Today is the next of our monthly sync-ups. If anyone has any topics to bring up let me know and we can discuss it in the meeting.
Agenda for today’s sync-up:
Contributing a version of the CHERI changes with a merge of upstream to CTRSD-CHERI
Any other items
I had also meant to make a comment regarding moving this meeting to 4pm UK time in order to better accomodate the US pacific coast, but since I didn’t do that this one will remain at 3pm UK time.
Any lurkers wondering about CHERI / LLVM progress:
There were two CHERI demoes at Cyber UK last week. The Morello demo showed FreeBSD, Wayland, KDE, and a few GUI applications (and all OS userspace services) running with the memory-safe model (currently, only spatial memory safety, temporal is off by default and should be enabled soon, but requires only libc / kernel features, no impact on the compiler). This gave an impressively usable GUI and was an amazing showcase of how LLVM can support novel architectures.

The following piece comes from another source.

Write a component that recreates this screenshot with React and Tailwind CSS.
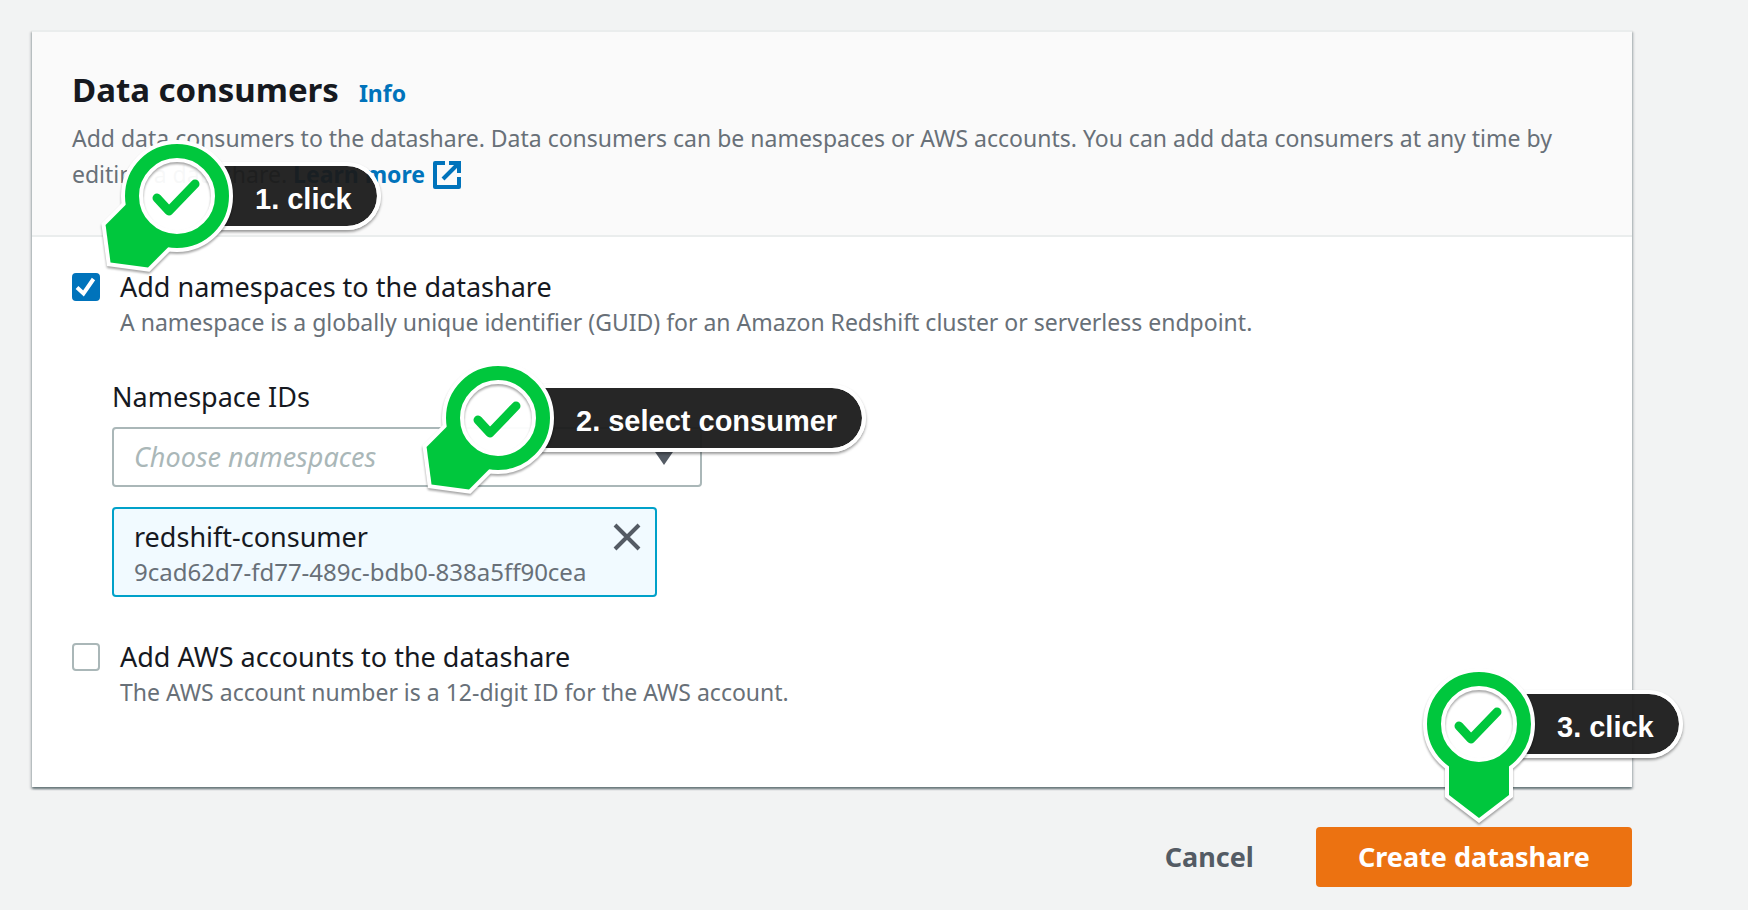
function StepMarker({ label, rotated = false, className }) {
  return (
    <div className={`pointer-events-none absolute z-10 size-0 ${className}`}>
      <div className="absolute left-[38px] -top-[34px] flex h-[68px] items-center rounded-r-full border-4 border-l-0 border-white bg-[#1a1a1a]/95 bg-clip-padding pt-[6px] pr-[25px] pl-10 font-['Liberation_Sans',Arial,sans-serif] text-[29px] leading-none font-bold whitespace-nowrap text-white shadow-[0_2px_3px_rgba(0,0,0,0.4)]">
        {label}
      </div>
      <svg
        viewBox="-80 -64 160 176"
        className="absolute -top-16 -left-20 h-44 w-40 max-w-none"
        aria-hidden="true"
      >
        <circle r="35" fill="#fff" fillOpacity="0.95" />
        <g className="drop-shadow-[0_2px_1px_rgba(0,0,0,0.35)]">
          <g transform={rotated ? 'rotate(45)' : undefined}>
            <circle r="45" fill="none" stroke="#fff" strokeWidth="22" />
            <path d="M-30 40V71L0 94L30 71V40Z" fill="#fff" stroke="#fff" strokeWidth="8" />
            <circle r="45" fill="none" stroke="#00c73d" strokeWidth="14" />
            <path d="M-30 40V71L0 94L30 71V40Z" fill="#00c73d" />
          </g>
        </g>
        <path
          d="M-20 2L-8 15L18 -12"
          fill="none"
          stroke="#00c73d"
          strokeWidth="9"
          strokeLinecap="round"
          strokeLinejoin="round"
        />
      </svg>
    </div>
  )
}

function CheckOption({ id, title, hint, defaultChecked = false }) {
  return (
    <div className="flex gap-5">
      <span className="relative mt-1 size-7 shrink-0">
        <input
          id={id}
          type="checkbox"
          defaultChecked={defaultChecked}
          aria-describedby={`${id}-hint`}
          className="peer block size-7 appearance-none rounded-[4px] border-2 border-[#aab7b8] bg-white checked:border-[#0073bb] checked:bg-[#0073bb]"
        />
        <svg
          viewBox="0 0 28 28"
          className="pointer-events-none absolute inset-0 hidden size-7 peer-checked:block"
          aria-hidden="true"
        >
          <path d="M5 14.5L11.5 20.5L21.5 6" fill="none" stroke="#fff" strokeWidth="4" />
        </svg>
      </span>
      <div>
        <label htmlFor={id} className="block text-[27px] leading-9 text-[#16191f]">
          {title}
        </label>
        <p id={`${id}-hint`} className="text-[23px] leading-[34px] text-[#687078]">
          {hint}
        </p>
      </div>
    </div>
  )
}

export default function App() {
  return (
    <main className="min-h-screen bg-[#f2f3f3] pt-[30px] pr-[116px] pb-6 pl-8 font-['Noto_Sans',sans-serif]">
      <section className="border-t-2 border-[#eaeded] bg-white shadow-[0_2px_2px_0_rgba(0,28,36,0.45),2px_2px_2px_0_rgba(0,28,36,0.12),-2px_2px_2px_0_rgba(0,28,36,0.12)]">
        <header className="border-b-2 border-[#eaeded] bg-[#fafafa] px-10 pt-9 pb-[43px]">
          <div className="flex items-baseline gap-5">
            <h2 className="text-[33px] leading-[44px] font-bold text-[#16191f]">Data consumers</h2>
            <a href="#info" className="text-[23px] font-bold text-[#0073bb]">
              Info
            </a>
          </div>
          <p className="mt-2 text-[23px] leading-9 text-[#687078]">
            Add data consumers to the datashare. Data consumers can be namespaces or AWS accounts. You can
            add data consumers at any time by editing a datashare.{' '}
            <a href="#learn-more" className="font-bold whitespace-nowrap text-[#0073bb]">
              Learn more
              <svg
                viewBox="0 0 28 28"
                className="-mt-1 ml-2 inline-block size-7 align-middle"
                fill="none"
                stroke="currentColor"
                strokeWidth="4"
                aria-hidden="true"
              >
                <path d="M12 2H2V26H26V16" strokeLinejoin="round" />
                <path d="M16 2H26V12" />
                <path d="M25 3L10 18" />
              </svg>
            </a>
          </p>
        </header>

        <div className="px-10 pt-8 pb-[78px]">
          <div className="relative">
            <CheckOption
              id="namespaces"
              title="Add namespaces to the datashare"
              hint="A namespace is a globally unique identifier (GUID) for an Amazon Redshift cluster or serverless endpoint."
              defaultChecked
            />
            <StepMarker label="1. click" rotated className="-top-[73px] left-[105px]" />
          </div>

          <div className="mt-10 pl-10">
            <label htmlFor="namespace-ids" className="block text-[27px] leading-9 text-[#16191f]">
              Namespace IDs
            </label>
            <div className="relative mt-3 max-w-[590px]">
              <select
                id="namespace-ids"
                className="block h-15 w-full appearance-none rounded-[4px] border-2 border-[#aab7b8] bg-white pr-14 pl-5 text-[27px] text-[#aab7b8] italic"
              >
                <option>Choose namespaces</option>
              </select>
              <svg
                viewBox="0 0 22 16"
                className="pointer-events-none absolute top-[22px] right-[27px] h-4 w-[22px]"
                aria-hidden="true"
              >
                <path d="M0 0H22L11 16Z" fill="#545b64" />
              </svg>
              <StepMarker label="2. select consumer" rotated className="-top-[9px] left-[386px]" />
            </div>

            <div className="mt-5 flex max-w-[545px] items-start justify-between rounded-[4px] border-2 border-[#00a1c9] bg-[#f1faff] pt-[10px] pr-3 pb-[6px] pl-5">
              <div>
                <p className="text-[27px] leading-9 text-[#16191f]">redshift-consumer</p>
                <p className="text-2xl leading-[34px] text-[#687078]">
                  9cad62d7-fd77-489c-bdb0-838a5ff90cea
                </p>
              </div>
              <button type="button" aria-label="Remove redshift-consumer" className="mt-0.5 text-[#545b64]">
                <svg
                  viewBox="0 0 32 32"
                  className="block size-8"
                  fill="none"
                  stroke="currentColor"
                  strokeWidth="4"
                  aria-hidden="true"
                >
                  <path d="M4 4L28 28M28 4L4 28" />
                </svg>
              </button>
            </div>
          </div>

          <div className="mt-[42px]">
            <CheckOption
              id="aws-accounts"
              title="Add AWS accounts to the datashare"
              hint="The AWS account number is a 12-digit ID for the AWS account."
            />
          </div>
        </div>
      </section>

      <footer className="mt-10 flex items-center justify-end gap-5">
        <button type="button" className="h-15 px-[42px] text-[27px] font-bold text-[#545b64]">
          Cancel
        </button>
        <div className="relative">
          <button
            type="button"
            className="block h-15 rounded-[4px] bg-[#ec7211] px-[42px] text-[27px] font-bold text-white"
          >
            Create datashare
          </button>
          <StepMarker label="3. click" className="-top-[103px] right-[153px]" />
        </div>
      </footer>
    </main>
  )
}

At the opposite extreme, my team demonstrated a clean-slate RTOS co-designed with a RISC-V CHERI extension, reusing a load of third-party embedded code (FreeRTOS network stack, mBedTLS, the Microvium JavaScript VM) on a device with 384 KiB of RAM (lots of pretty debug messages for the demo bloated the code so we don’t quite fit in 256 KiB). All of this runs with spatial and temporal memory safety and, unlike most of the CHERI work, uses a 32-bit address space.
It’s really amazing to see how far the CHERI LLVM toolchain has come on since I stopped being the only person working on it and I look forward to seeing this work upstreamed soon.
Since next week’s sync-up would overlap with the EuroLLVM dev meeting, I am going to propose moving the call to the Friday instead of the Wednesday. I’ve moved this in the calendar, but I’m not sure how shared calendars work so whether or not that is reflected for other people. If not, the link and time of day remains the same, just Friday instead of Wednesday.
Feel free to let me know if this is unworkable and perhaps we can have it on a different day instead.